Oil takes the centre stage in export under the policy accounting for 99.9 per cent out of the $3.475 billion AGOA exports to the U.S. in 2016.
In contrast to Nigeria, Ghana exported items worth $29 million to the U.S. under AGOA in 2016. It has even gone a notch higher, with President Nana Addo Dankwa Akufo-Addo, announcing on Monday $500 million as Ghana’s targets the U.S. by 2020.
He said the Ghanaian government was in the process of finalising Ghana’s new AGOA export strategy and action plan to boost the volumes of exports to the U.S.
“We aim at increasing our export volumes under AGOA to $500 million in 2020, which will create in its wake hundreds of thousands of jobs. The target is ambitious, but certainly achievable”, the Ghanaian President said.
Push heightens for AGOA
With eight years to the expiration to the AGOA 10-year extension, operators and stakeholders in the non-oil sector said there could not be a better time than now for Nigeria to grab the opportunities offered by AGOA, considering the urgent need to diversify the economy and create jobs.
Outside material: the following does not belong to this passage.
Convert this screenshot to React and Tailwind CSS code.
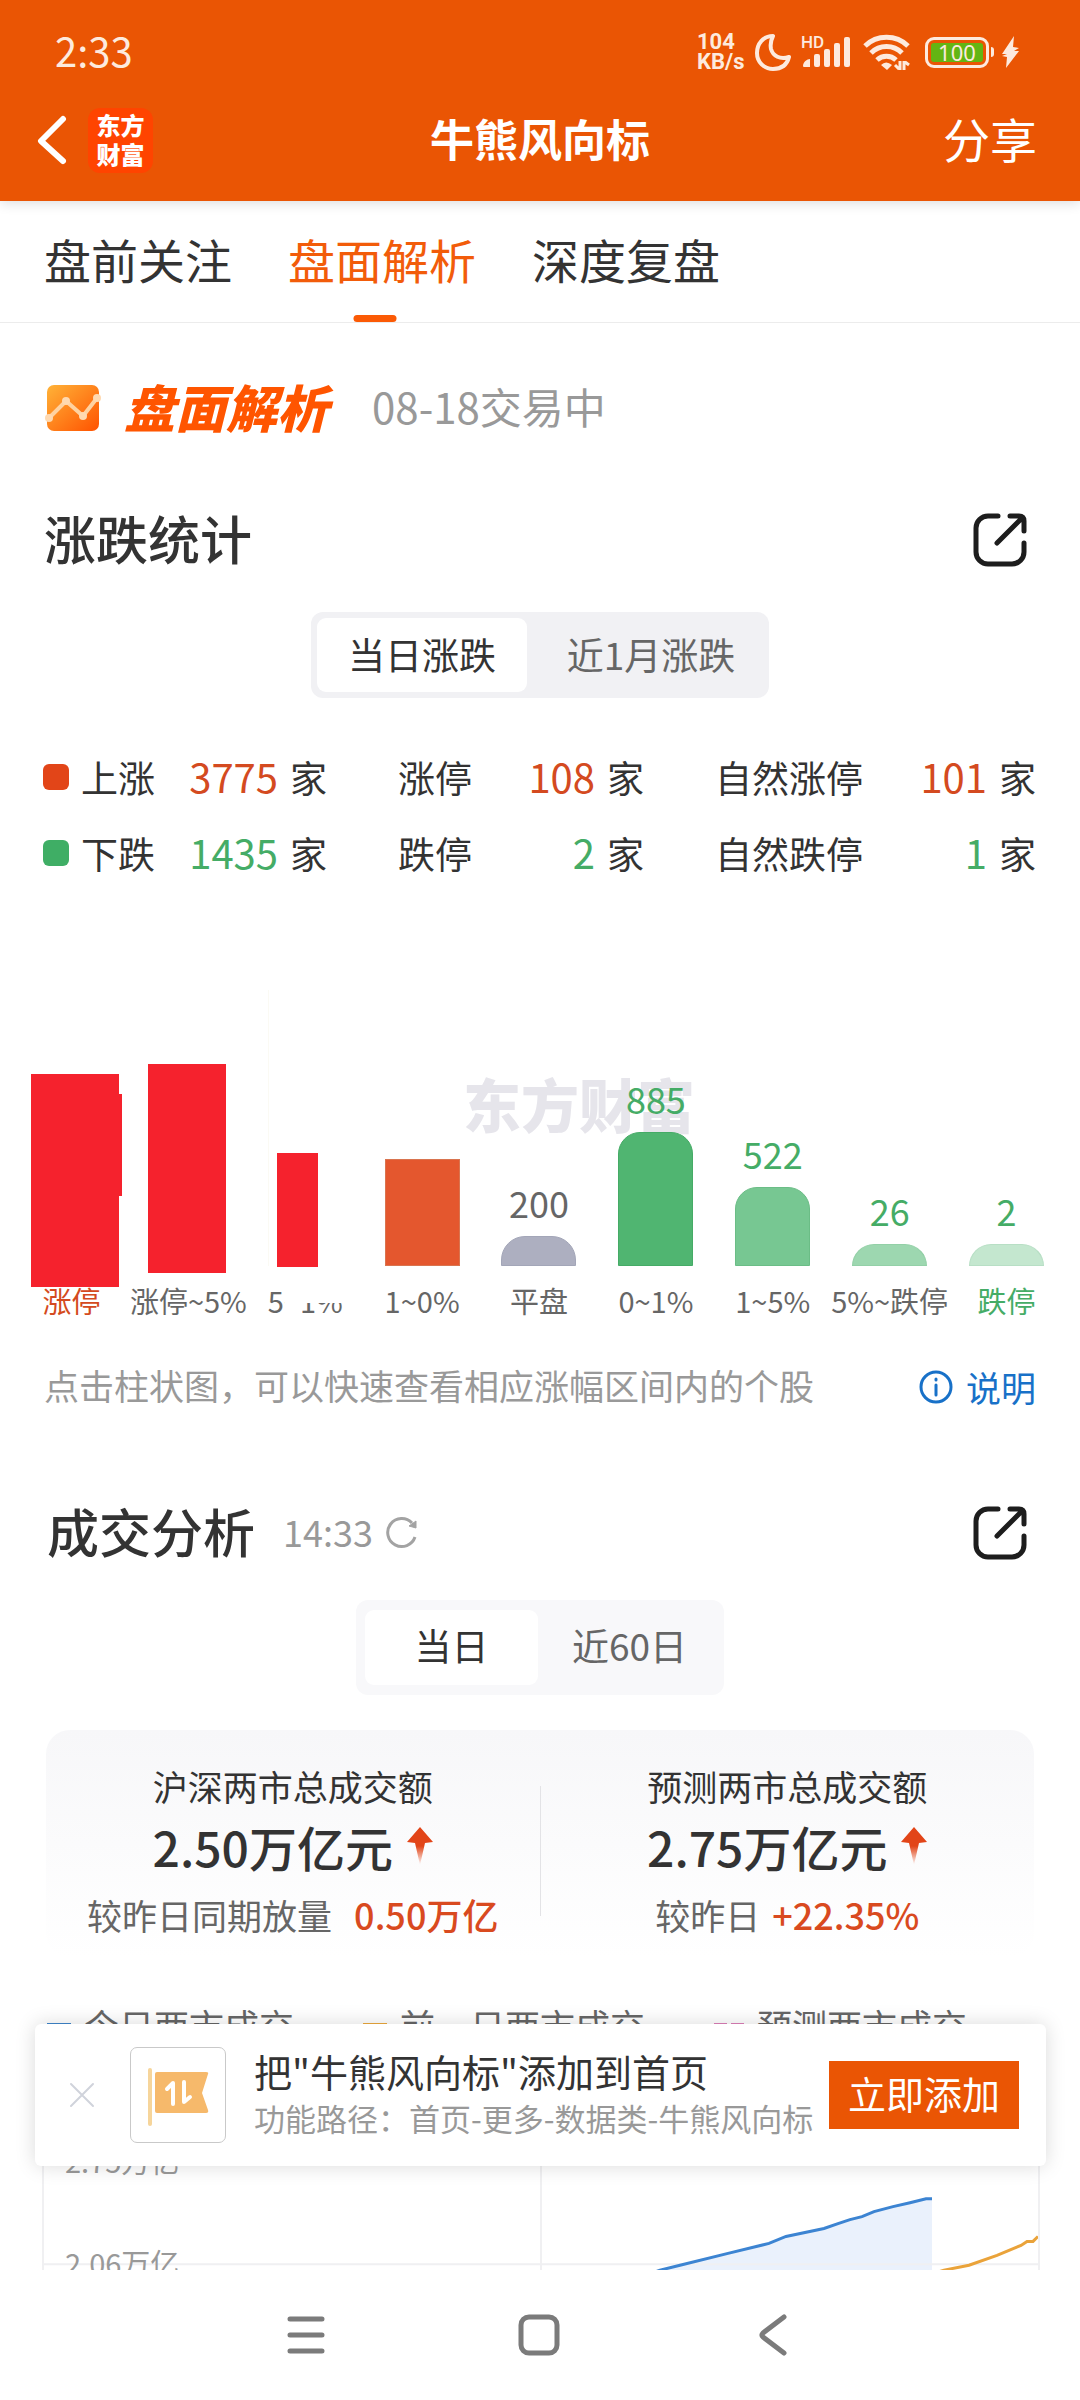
import React from "react";

const fontStack = "font-['Noto_Sans_CJK_SC','Noto_Sans',sans-serif]";

function StatusBar() {
  return (
    <div className="flex h-[104px] items-center justify-between pl-[55px] pr-[60px] text-[#fdeade]">
      <span className="pb-1 text-[40px] leading-[48px]">2:33</span>
      <div className="flex items-center">
        <div className="w-[58px] font-['Roboto',sans-serif] text-[22px] font-bold leading-[20px]">
          <div>104</div>
          <div>KB/s</div>
        </div>
        <svg width="36" height="38" viewBox="0 0 36 38" fill="none" stroke="currentColor" strokeWidth="4" strokeLinejoin="round" aria-hidden="true">
          <path d="M18 3C8 3 2 11 2 20c0 9 7 16 16 16 8 0 14-4 16-12-9 3-16-1-18-8-1-5 0-9 2-13Z" />
        </svg>
        <div className="relative ml-[10px] h-[34px] w-[52px]">
          <span className="absolute left-0 top-0 font-['Roboto',sans-serif] text-[17px] font-medium leading-[14px]">HD</span>
          <svg width="52" height="34" viewBox="0 0 52 34" fill="currentColor" aria-hidden="true">
            <path d="M2 31c0-4 4-7 7-7v8H3q-1 0-1-1Z" />
            <rect x="13" y="19" width="6" height="13" rx="2" />
            <rect x="23" y="14" width="6" height="18" rx="2" />
            <rect x="33" y="8" width="6" height="24" rx="2" />
            <rect x="43" y="2" width="6" height="30" rx="2" />
          </svg>
        </div>
        <svg className="ml-[10px]" width="48" height="36" viewBox="0 0 48 36" fill="none" stroke="currentColor" strokeWidth="5" aria-hidden="true">
          <path d="M2 12a31 31 0 0 1 43 0" />
          <path d="M8 19a22 22 0 0 1 31 0" />
          <path d="M14 26a14 14 0 0 1 19 0" />
          <path d="M18 31q5-5 11 0l-5 5z" fill="currentColor" stroke="none" />
          <path d="M37 27v9m-1-1-4-4M41 36v-9m1 1 4 3" strokeWidth="3" />
        </svg>
        <div className="ml-[14px] flex h-[31px] w-[64px] items-center rounded-[9px] border-[3px] border-current p-[3px]">
          <span className="flex h-[19px] flex-1 items-center justify-center rounded-[3px] bg-[#63b513] font-['Noto_Sans',sans-serif] text-[22px] leading-[19px]">
            100
          </span>
        </div>
        <span className="ml-[2px] h-[10px] w-[3px] rounded-r bg-current" />
        <svg className="ml-[7px]" width="19" height="32" viewBox="0 0 19 32" fill="currentColor" aria-hidden="true">
          <path d="M13 0 1 18h5L1 20l5 1-1 11 13-17h-5l5-3-6-1z" />
        </svg>
      </div>
    </div>
  );
}

function Header() {
  return (
    <header className="relative z-10 shrink-0 bg-[#ea5504] pb-[25px] text-white shadow-[0_2px_12px_rgba(0,0,0,0.14)]">
      <StatusBar />
      <div className="grid h-[72px] grid-cols-[1fr_auto_1fr] items-center px-[36px]">
        <div className="flex items-center gap-[20px]">
          <button aria-label="返回">
            <svg width="32" height="50" viewBox="0 0 32 50" fill="none" stroke="currentColor" strokeWidth="6" strokeLinecap="round" strokeLinejoin="round">
              <path d="M27 4 5 26l22 20" />
            </svg>
          </button>
          <div className="flex size-[65px] flex-col items-center justify-center rounded-[12px] bg-[#ff4400] pb-[2px] text-[24px] font-black leading-[29px]">
            <span>东方</span>
            <span>财富</span>
          </div>
        </div>
        <h1 className="pb-1 text-[44px] font-bold leading-[60px]">牛熊风向标</h1>
        <button className="justify-self-end pb-1 pr-[7px] text-[47px] leading-[60px]">分享</button>
      </div>
    </header>
  );
}

function Tabs() {
  const tabs = ["盘前关注", "盘面解析", "深度复盘"];
  return (
    <nav className="flex h-[122px] gap-[42px] border-b border-[#ececec] pl-[30px] text-[47px] text-[#333]">
      {tabs.map((t, i) => (
        <button key={t} className={`relative pb-1 pl-[14px] ${i === 1 ? "text-[#f25c0a]" : ""}`}>
          {t}
          {i === 1 && <span className="absolute bottom-0 left-1/2 h-[7px] w-[43px] -translate-x-1/2 rounded-full bg-[#fb5a05]" />}
        </button>
      ))}
    </nav>
  );
}

function PageTitle() {
  return (
    <div className="flex h-[70px] items-center">
      <svg width="58" height="46" viewBox="0 0 58 46" aria-hidden="true">
        <defs>
          <linearGradient id="badge" x1="0" y1="0" x2="1" y2="1">
            <stop offset="0" stopColor="#ffb338" />
            <stop offset="1" stopColor="#ff5200" />
          </linearGradient>
        </defs>
        <rect x="3" y="0" width="52" height="46" rx="7" fill="url(#badge)" />
        <path d="M5 33 22 16l17 15 14-18" fill="none" stroke="#ffd2a0" strokeWidth="4" />
        <g fill="#ffd9b0">
          <circle cx="5" cy="33" r="4" />
          <circle cx="22" cy="16" r="4" />
          <circle cx="39" cy="31" r="4" />
          <circle cx="53" cy="13" r="4" />
        </g>
      </svg>
      <h2 className="ml-[22px] pb-1 text-[51px] font-black italic leading-[60px] text-[#ff5500]">盘面解析</h2>
      <span className="ml-[44px] pb-1 text-[42px] leading-[60px] text-[#999]">08-18交易中</span>
    </div>
  );
}

function ExportIcon() {
  return (
    <svg width="54" height="54" viewBox="0 0 54 54" fill="none" stroke="#1d1d1d" strokeWidth="5" strokeLinecap="round" strokeLinejoin="round">
      <path d="M25 3H15A12 12 0 0 0 3 15v24a12 12 0 0 0 12 12h24a12 12 0 0 0 12-12V30" />
      <path d="M37 3h9q5 0 5 5v10M49 5 24 30" />
    </svg>
  );
}

function Stat({ width, color, label, value, mark }) {
  return (
    <div className={`flex items-center justify-between whitespace-nowrap ${width}`}>
      <span className="flex items-center gap-[12px]">
        {mark && <i className={`size-[26px] rounded-[6px] ${mark}`} />}
        {label}
      </span>
      <span>
        <span className={`mr-[12px] text-[40px] leading-[50px] ${color}`}>{value}</span>家
      </span>
    </div>
  );
}

function Stats() {
  const up = "text-[#d44a20]";
  const down = "text-[#45ac66]";
  return (
    <div className="-ml-px flex flex-col gap-[25px] text-[37px] leading-[50px] text-[#333]">
      <div className="flex justify-between">
        <Stat width="w-[284px]" mark="bg-[#e24518]" color={up} label="上涨" value="3775" />
        <Stat width="w-[246px]" color={up} label="涨停" value="108" />
        <Stat width="w-[321px]" color={up} label="自然涨停" value="101" />
      </div>
      <div className="flex justify-between">
        <Stat width="w-[284px]" mark="bg-[#3fae65]" color={down} label="下跌" value="1435" />
        <Stat width="w-[246px]" color={down} label="跌停" value="2" />
        <Stat width="w-[321px]" color={down} label="自然跌停" value="1" />
      </div>
    </div>
  );
}

const bars = [
  { label: "涨停", block: "left-[18px] w-[88px] h-[213px] -bottom-[21px]", notch: true, tone: "text-[#d44a20]" },
  { label: "涨停~5%", block: "left-[18px] w-[78px] h-[209px] -bottom-[7px]" },
  { label: "5~1%", block: "left-[30px] w-[41px] h-[114px] -bottom-[1px]", masked: true },
  { label: "1~0%", bar: "h-[107px] bg-[#e4572e] border-[#d9744f]" },
  { label: "平盘", value: "200", bar: "h-[30px] rounded-t-[24px] bg-[#adafc0] border-[#a3a6b8]", valueTone: "text-[#666]" },
  { label: "0~1%", value: "885", bar: "h-[134px] rounded-t-[22px] bg-[#50b571] border-[#45ab66]" },
  { label: "1~5%", value: "522", bar: "h-[79px] rounded-t-[22px] bg-[#77c792] border-[#6bbd86]" },
  { label: "5%~跌停", value: "26", bar: "h-[22px] rounded-t-[22px] bg-[#9dd7b0] border-[#93d0a7]" },
  { label: "跌停", value: "2", bar: "h-[22px] rounded-t-[22px] bg-[#c4e7cf] border-[#b8dfc5]", tone: "text-[#45ac66]" },
];

function BarChart() {
  return (
    <div className="relative grid grid-cols-9 pl-[13px] pr-[15px]">
      <span className="absolute left-[463px] top-[75px] text-[58px] font-black leading-[76px] text-[#e6e5eb]" aria-hidden="true">
        东方财富
      </span>
      <span className="absolute left-[268px] top-0 h-[276px] w-px bg-[#fbfaf4]" />
      {bars.map((b) => (
        <button key={b.label} className="relative flex min-w-0 flex-col items-center">
          <span className="relative flex h-[276px] w-full flex-col items-center justify-end">
            {b.value && <span className={`mb-[10px] text-[36px] leading-[48px] ${b.valueTone ?? "text-[#45ac66]"}`}>{b.value}</span>}
            {b.bar && <span className={`w-[75px] border ${b.bar}`} />}
            {b.block && (
              <span className={`absolute bg-[#f5222d] ${b.block}`}>
                {b.notch && <span className="absolute -right-[3px] top-[20px] h-[102px] w-[3px] bg-[#f5222d]" />}
              </span>
            )}
          </span>
          <span className={`relative mt-[13px] whitespace-nowrap text-[29px] leading-[42px] ${b.tone ?? "text-[#666]"}`}>
            {b.label}
            {b.masked && <span className="absolute -right-[2px] top-0 h-[24px] w-[53px] bg-white" />}
            {b.masked && <span className="absolute left-[17px] top-0 h-[40px] w-[17px] bg-white" />}
          </span>
        </button>
      ))}
    </div>
  );
}

function UpArrow() {
  return (
    <svg width="26" height="38" viewBox="0 0 26 38" aria-hidden="true">
      <defs>
        <linearGradient id="arrow" x1="0" y1="0" x2="0" y2="1">
          <stop offset="0.5" stopColor="#e24518" />
          <stop offset="1" stopColor="#e24518" stopOpacity="0" />
        </linearGradient>
      </defs>
      <path d="M13 0 26 15l-8 1-5 22L8 16l-8-1z" fill="url(#arrow)" />
    </svg>
  );
}

function Turnover({ title, value, note, delta, gap }) {
  return (
    <div className="flex flex-1 flex-col items-center whitespace-nowrap">
      <p className="text-[35px] leading-[50px] text-[#333]">{title}</p>
      <p className="mt-[2px] flex items-center gap-[14px] text-[48px] font-medium leading-[66px] text-[#333]">
        {value}
        <UpArrow />
      </p>
      <p className="mt-[10px] text-[35px] leading-[50px] text-[#666]">
        {note}
        <span className={`text-[36px] font-medium text-[#d94a1f] ${gap}`}>{delta}</span>
      </p>
    </div>
  );
}

function Legend() {
  return (
    <div className="mt-[43px] flex h-[50px] items-center gap-[69px] pl-[47px] text-[35px] text-[#666]">
      <span className="flex items-center gap-[13px]">
        <i className="h-[4px] w-[24px] bg-[#3f86cc]" />今日两市成交
      </span>
      <span className="flex items-center gap-[13px]">
        <i className="h-[4px] w-[24px] bg-[#eda93d]" />前一日两市成交
      </span>
      <span className="flex items-center gap-[13px]">
        <span className="flex gap-[4px]">
          <i className="h-[4px] w-[13px] bg-[#dd7fb8]" />
          <i className="h-[4px] w-[13px] bg-[#dd7fb8]" />
        </span>
        预测两市成交
      </span>
    </div>
  );
}

function LineChart() {
  return (
    <div className="relative ml-[42px] mr-[40px] mt-[110px] h-[140px] border-x-2 border-t border-[#f0f0f2] text-[29px] leading-[40px] text-[#999]">
      <svg className="absolute inset-0 size-full" viewBox="0 0 994 140" preserveAspectRatio="none" aria-hidden="true">
        <path d="M616 111 636 105 684 93 725 83 742 76 780 68 794 63 806 59 818 56 830 51 849 46 866 42 882 38H888V140H560Z" fill="#eaf1fc" />
        <path d="M0 104H994M497 0V140" stroke="#f0f0f2" strokeWidth="2" />
        <path d="M590 119 616 110 636 105 684 93 725 83 742 76 780 68 794 63 806 59 818 56 830 51 849 46 866 42 882 38H888" fill="none" stroke="#3c84d2" strokeWidth="3" />
        <path d="M880 116 900 110 925 105 953 95 977 85 983 81H989L994 76" fill="none" stroke="#eaa33a" strokeWidth="3" />
      </svg>
      <span className="absolute left-[21px] -top-[21px]">2.75万亿</span>
      <span className="absolute left-[21px] top-[81px]">2.06万亿</span>
    </div>
  );
}

function AddBanner() {
  return (
    <aside className="absolute bottom-[104px] left-[35px] right-[34px] flex h-[142px] items-center rounded-[6px] bg-white pl-[34px] pr-[27px] shadow-[0_0_20px_rgba(0,0,0,0.15)]">
      <button aria-label="关闭" className="shrink-0">
        <svg width="26" height="26" viewBox="0 0 26 26" stroke="#d0d3db" strokeWidth="2" strokeLinecap="round">
          <path d="M2 2 24 24M24 2 2 24" />
        </svg>
      </button>
      <div className="ml-[35px] flex size-[96px] shrink-0 items-center justify-center rounded-[7px] border border-[#c9c9c9] pt-[4px]">
        <svg width="62" height="60" viewBox="0 0 62 60" aria-hidden="true">
          <rect x="1" y="1" width="4" height="58" rx="2" fill="#f6d59b" />
          <path d="M10 5H59q3 0 2 2l-6 19 6 17q1 3-2 3H10q-2 0-2-2V7q0-2 2-2Z" fill="#f6b96b" />
          <path d="M26 37V16l-6 6M37 15v20l6-5" fill="none" stroke="#fff" strokeWidth="4" strokeLinecap="round" strokeLinejoin="round" />
        </svg>
      </div>
      <div className="ml-[28px] flex-1 whitespace-nowrap pb-1">
        <p className="text-[38px] leading-[50px] text-[#333]">把"牛熊风向标"添加到首页</p>
        <p className="text-[31px] leading-[44px] text-[#999]">功能路径：首页-更多-数据类-牛熊风向标</p>
      </div>
      <button className="h-[68px] w-[190px] shrink-0 bg-[#ea5504] pb-1 text-[38px] leading-[60px] text-white">立即添加</button>
    </aside>
  );
}

function SystemNav() {
  return (
    <nav className="relative z-10 flex h-[130px] shrink-0 items-center justify-center gap-[192px] bg-white pr-[2px]">
      <button aria-label="最近任务">
        <svg width="40" height="42" viewBox="0 0 40 42" stroke="#7b7b7b" strokeWidth="5" strokeLinecap="round">
          <path d="M4 5h32M4 21h32M4 37h32" />
        </svg>
      </button>
      <button aria-label="主屏幕">
        <svg width="42" height="42" viewBox="0 0 42 42" fill="none" stroke="#7b7b7b" strokeWidth="5">
          <rect x="3" y="3" width="36" height="36" rx="8" />
        </svg>
      </button>
      <button aria-label="后退">
        <svg width="40" height="42" viewBox="0 0 40 42" fill="none" stroke="#7b7b7b" strokeWidth="5" strokeLinecap="round" strokeLinejoin="round">
          <path d="M32 3 11 19q-2 2 0 4l21 16" />
        </svg>
      </button>
    </nav>
  );
}

export default function App() {
  return (
    <div className={`flex h-screen flex-col overflow-hidden bg-white ${fontStack}`}>
      <Header />
      <div className="relative min-h-0 flex-1">
        <main className="h-full overflow-hidden">
          <Tabs />
          <section className="px-[44px] pt-[50px]">
            <PageTitle />
            <div className="mt-[62px] flex h-[70px] items-center justify-between pr-[9px]">
              <h2 className="pb-1 text-[52px] font-medium leading-[66px] text-[#333]">涨跌统计</h2>
              <button aria-label="分享涨跌统计"><ExportIcon /></button>
            </div>
            <div className="mt-[37px] flex justify-center">
              <div className="flex h-[86px] rounded-[12px] bg-[#f1f1f4] p-[6px] text-[37px]">
                <button className="w-[210px] rounded-[9px] bg-white text-[#333]">当日涨跌</button>
                <button className="w-[236px] pl-[12px] text-[#666]">近1月涨跌</button>
              </div>
            </div>
            <div className="mt-[53px]"><Stats /></div>
          </section>
          <section className="mt-[112px]">
            <BarChart />
            <div className="mt-[41px] flex h-[50px] items-center justify-between px-[44px] text-[35px] leading-[50px]">
              <p className="pb-1 text-[#999]">点击柱状图，可以快速查看相应涨幅区间内的个股</p>
              <button className="flex items-center gap-[13px] text-[#1871c8]">
                <svg width="34" height="34" viewBox="0 0 34 34" fill="none" stroke="currentColor" strokeWidth="3" strokeLinecap="round">
                  <circle cx="17" cy="17" r="15" />
                  <path d="M17 15v10M17 9v1" />
                </svg>
                说明
              </button>
            </div>
          </section>
          <section className="mt-[86px]">
            <div className="flex h-[70px] items-center pl-[47px] pr-[53px]">
              <h2 className="pb-1 text-[52px] font-medium leading-[66px] text-[#333]">成交分析</h2>
              <span className="ml-[28px] pb-1 text-[36px] leading-[50px] text-[#999]">14:33</span>
              <button aria-label="刷新" className="ml-[12px]">
                <svg width="34" height="34" viewBox="0 0 34 34" fill="none" stroke="#a3a3a3" strokeWidth="3">
                  <path d="M30 21A14 14 0 1 1 27 7" />
                  <path d="m24 10 7 2V5Z" fill="#a3a3a3" strokeWidth="1" />
                </svg>
              </button>
              <button aria-label="分享成交分析" className="ml-auto"><ExportIcon /></button>
            </div>
            <div className="mt-[32px] flex justify-center">
              <div className="flex h-[95px] rounded-[12px] bg-[#f8f8fa] px-[9px] py-[10px] text-[37px]">
                <button className="w-[173px] rounded-[9px] bg-white pb-1 text-[#333]">当日</button>
                <button className="w-[177px] pb-1 pl-[6px] text-[#666]">近60日</button>
              </div>
            </div>
            <div className="mx-[46px] mt-[35px] flex items-center rounded-[24px] bg-linear-to-b from-[#f7f7f9] to-white pb-[17px] pt-[31px]">
              <Turnover title="沪深两市总成交额" value="2.50万亿元" note="较昨日同期放量" delta="0.50万亿" gap="ml-[22px]" />
              <span className="h-[130px] w-px bg-[#e3e3e6]" />
              <Turnover title="预测两市总成交额" value="2.75万亿元" note="较昨日" delta="+22.35%" gap="ml-[12px]" />
            </div>
            <Legend />
            <LineChart />
          </section>
        </main>
        <AddBanner />
      </div>
      <SystemNav />
    </div>
  );
}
The tumbling price of Nigeria’s crude oil in the international market since June 2014, plunged the economy into its worst recession in history last year. It has necessitated the calls on the Federal Government to speed up the rejuvenation of the non-oil export sector as a wedge.
Experts have credited the sector with the capacity for rapid revenue base expansion, sustainable growth and employment generation. They are, therefore, of the view that embracing AGOA would give impetus to the ongoing efforts at repositioning the sector.
The President, Nigerian-American Chamber of Commerce (NACC), Chief Olabintan Famutimi, said that embracing AGOA will allow the federal and state governments to exponentially grow the businesses of Micro, Small and Medium Enterprises (MSMEs), increase export of made-in-Nigeria goods, and increase the states’ Internally Generated Revenue (IGR).
Famutimi canvassed the position at chamber’s July Breakfast Meeting with Anambra State Governor Willie Obiano.
The parley which held in Lagos, a fortnight ago, had its theme as “Investment promotion and protection: The Anambra State experience, challenges and opportunities.”
The Chambers’ president announced that the U.S. Commercial Service and U.S. Agency for International Development (USAID) are in full cooperation with the NACC to train entrepreneurs in the state to become AGOA compliant.
Famutimi added that the U.S. government has declared NACC as an AGOA Resource Centre, a status that qualifies it to undertake the trainings.
Besides, the Anambra State Chapter of NACC, he said, was in the offing, adding that the branch will soon join the chamber movement, having secured minimum membership requirements and an office accommodation.
Despite the assurances, Okereke insisted on the need for Nigeria to work on her trade diplomacy with the U.S.
“We need to work on changing that negative perception if we must benefit from the extension of AGOA this time,” he said.
Not a few industry operators and stakeholders believe that the programme has neither contributed in any significant way to the development of Nigeria’s economy nor raised the business potential of Nigerian entrepreneurs.
However, the U.S. Consul-General, Mr. John Bray, said at the breakfast meeting that the U.S. Government was willing to continue to provide support to Nigeria’s economic growth and development.
Bray, who was represented by the U.S. Commercial Counsellor, Mr. Brent Omdahl, said: “The Nigerian market is massive, it’s young and it’s growing.”
But will Nigeria leverage on its globally acknowledged market size, particularly for agriculture and mining products to benefit from AGOA this time? Will the authorities be courageous enough to address the issues that stand in the way of non-oil exporters maximising the immense opportunities in the U.S. free export programme?